━━ STORED DATA ━━
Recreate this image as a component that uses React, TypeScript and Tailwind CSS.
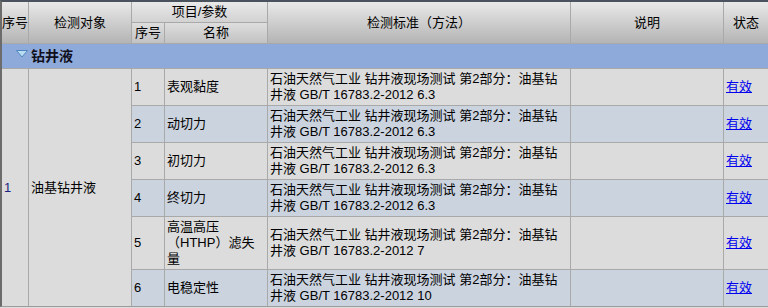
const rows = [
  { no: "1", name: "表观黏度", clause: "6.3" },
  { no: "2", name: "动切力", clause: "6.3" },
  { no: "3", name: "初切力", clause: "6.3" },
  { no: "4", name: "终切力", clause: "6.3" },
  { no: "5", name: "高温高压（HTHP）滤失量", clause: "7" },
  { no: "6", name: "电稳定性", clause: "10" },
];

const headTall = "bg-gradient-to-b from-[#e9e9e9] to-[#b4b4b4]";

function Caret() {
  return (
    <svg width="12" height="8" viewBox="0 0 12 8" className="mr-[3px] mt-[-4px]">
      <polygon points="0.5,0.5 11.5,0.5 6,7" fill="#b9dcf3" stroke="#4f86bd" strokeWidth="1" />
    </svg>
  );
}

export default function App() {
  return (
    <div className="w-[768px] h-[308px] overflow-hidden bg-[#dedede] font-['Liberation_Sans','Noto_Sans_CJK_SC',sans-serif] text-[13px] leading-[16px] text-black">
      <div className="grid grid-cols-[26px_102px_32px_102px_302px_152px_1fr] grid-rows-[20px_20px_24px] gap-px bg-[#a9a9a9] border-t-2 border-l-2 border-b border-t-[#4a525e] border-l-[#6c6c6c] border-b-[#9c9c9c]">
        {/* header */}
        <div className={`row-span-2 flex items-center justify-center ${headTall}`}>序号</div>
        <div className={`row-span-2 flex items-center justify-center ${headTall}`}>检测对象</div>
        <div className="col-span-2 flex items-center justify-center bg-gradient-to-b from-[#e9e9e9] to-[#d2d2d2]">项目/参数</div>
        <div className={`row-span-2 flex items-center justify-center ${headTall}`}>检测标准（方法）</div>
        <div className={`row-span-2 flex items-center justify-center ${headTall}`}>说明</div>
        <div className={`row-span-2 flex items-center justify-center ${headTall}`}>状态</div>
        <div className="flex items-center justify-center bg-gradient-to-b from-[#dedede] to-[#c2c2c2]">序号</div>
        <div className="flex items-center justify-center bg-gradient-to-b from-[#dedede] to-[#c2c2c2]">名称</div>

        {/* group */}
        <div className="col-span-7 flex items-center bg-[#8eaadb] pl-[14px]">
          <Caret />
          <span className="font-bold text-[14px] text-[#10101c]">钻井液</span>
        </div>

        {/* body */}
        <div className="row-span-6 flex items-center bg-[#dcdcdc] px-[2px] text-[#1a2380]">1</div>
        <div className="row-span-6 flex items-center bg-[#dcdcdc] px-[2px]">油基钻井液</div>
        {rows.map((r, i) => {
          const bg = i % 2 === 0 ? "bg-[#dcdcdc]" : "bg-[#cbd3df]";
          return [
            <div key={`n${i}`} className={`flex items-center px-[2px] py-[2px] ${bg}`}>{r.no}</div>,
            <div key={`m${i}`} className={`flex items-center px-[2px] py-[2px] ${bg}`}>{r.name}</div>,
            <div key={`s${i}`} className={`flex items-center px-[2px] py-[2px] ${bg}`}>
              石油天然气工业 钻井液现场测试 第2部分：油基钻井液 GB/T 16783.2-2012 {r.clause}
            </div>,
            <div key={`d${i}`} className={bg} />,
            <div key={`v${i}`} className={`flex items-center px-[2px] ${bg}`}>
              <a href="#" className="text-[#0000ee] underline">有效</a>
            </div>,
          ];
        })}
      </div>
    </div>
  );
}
━━━
Set down the material exactly, every line of it, except for the pictures.

Recreate this image as a component that uses React, TypeScript and Tailwind CSS.
const rows = [
  { no: "1", name: "表观黏度", clause: "6.3" },
  { no: "2", name: "动切力", clause: "6.3" },
  { no: "3", name: "初切力", clause: "6.3" },
  { no: "4", name: "终切力", clause: "6.3" },
  { no: "5", name: "高温高压（HTHP）滤失量", clause: "7" },
  { no: "6", name: "电稳定性", clause: "10" },
];

const headTall = "bg-gradient-to-b from-[#e9e9e9] to-[#b4b4b4]";

function Caret() {
  return (
    <svg width="12" height="8" viewBox="0 0 12 8" className="mr-[3px] mt-[-4px]">
      <polygon points="0.5,0.5 11.5,0.5 6,7" fill="#b9dcf3" stroke="#4f86bd" strokeWidth="1" />
    </svg>
  );
}

export default function App() {
  return (
    <div className="w-[768px] h-[308px] overflow-hidden bg-[#dedede] font-['Liberation_Sans','Noto_Sans_CJK_SC',sans-serif] text-[13px] leading-[16px] text-black">
      <div className="grid grid-cols-[26px_102px_32px_102px_302px_152px_1fr] grid-rows-[20px_20px_24px] gap-px bg-[#a9a9a9] border-t-2 border-l-2 border-b border-t-[#4a525e] border-l-[#6c6c6c] border-b-[#9c9c9c]">
        {/* header */}
        <div className={`row-span-2 flex items-center justify-center ${headTall}`}>序号</div>
        <div className={`row-span-2 flex items-center justify-center ${headTall}`}>检测对象</div>
        <div className="col-span-2 flex items-center justify-center bg-gradient-to-b from-[#e9e9e9] to-[#d2d2d2]">项目/参数</div>
        <div className={`row-span-2 flex items-center justify-center ${headTall}`}>检测标准（方法）</div>
        <div className={`row-span-2 flex items-center justify-center ${headTall}`}>说明</div>
        <div className={`row-span-2 flex items-center justify-center ${headTall}`}>状态</div>
        <div className="flex items-center justify-center bg-gradient-to-b from-[#dedede] to-[#c2c2c2]">序号</div>
        <div className="flex items-center justify-center bg-gradient-to-b from-[#dedede] to-[#c2c2c2]">名称</div>

        {/* group */}
        <div className="col-span-7 flex items-center bg-[#8eaadb] pl-[14px]">
          <Caret />
          <span className="font-bold text-[14px] text-[#10101c]">钻井液</span>
        </div>

        {/* body */}
        <div className="row-span-6 flex items-center bg-[#dcdcdc] px-[2px] text-[#1a2380]">1</div>
        <div className="row-span-6 flex items-center bg-[#dcdcdc] px-[2px]">油基钻井液</div>
        {rows.map((r, i) => {
          const bg = i % 2 === 0 ? "bg-[#dcdcdc]" : "bg-[#cbd3df]";
          return [
            <div key={`n${i}`} className={`flex items-center px-[2px] py-[2px] ${bg}`}>{r.no}</div>,
            <div key={`m${i}`} className={`flex items-center px-[2px] py-[2px] ${bg}`}>{r.name}</div>,
            <div key={`s${i}`} className={`flex items-center px-[2px] py-[2px] ${bg}`}>
              石油天然气工业 钻井液现场测试 第2部分：油基钻井液 GB/T 16783.2-2012 {r.clause}
            </div>,
            <div key={`d${i}`} className={bg} />,
            <div key={`v${i}`} className={`flex items-center px-[2px] ${bg}`}>
              <a href="#" className="text-[#0000ee] underline">有效</a>
            </div>,
          ];
        })}
      </div>
    </div>
  );
}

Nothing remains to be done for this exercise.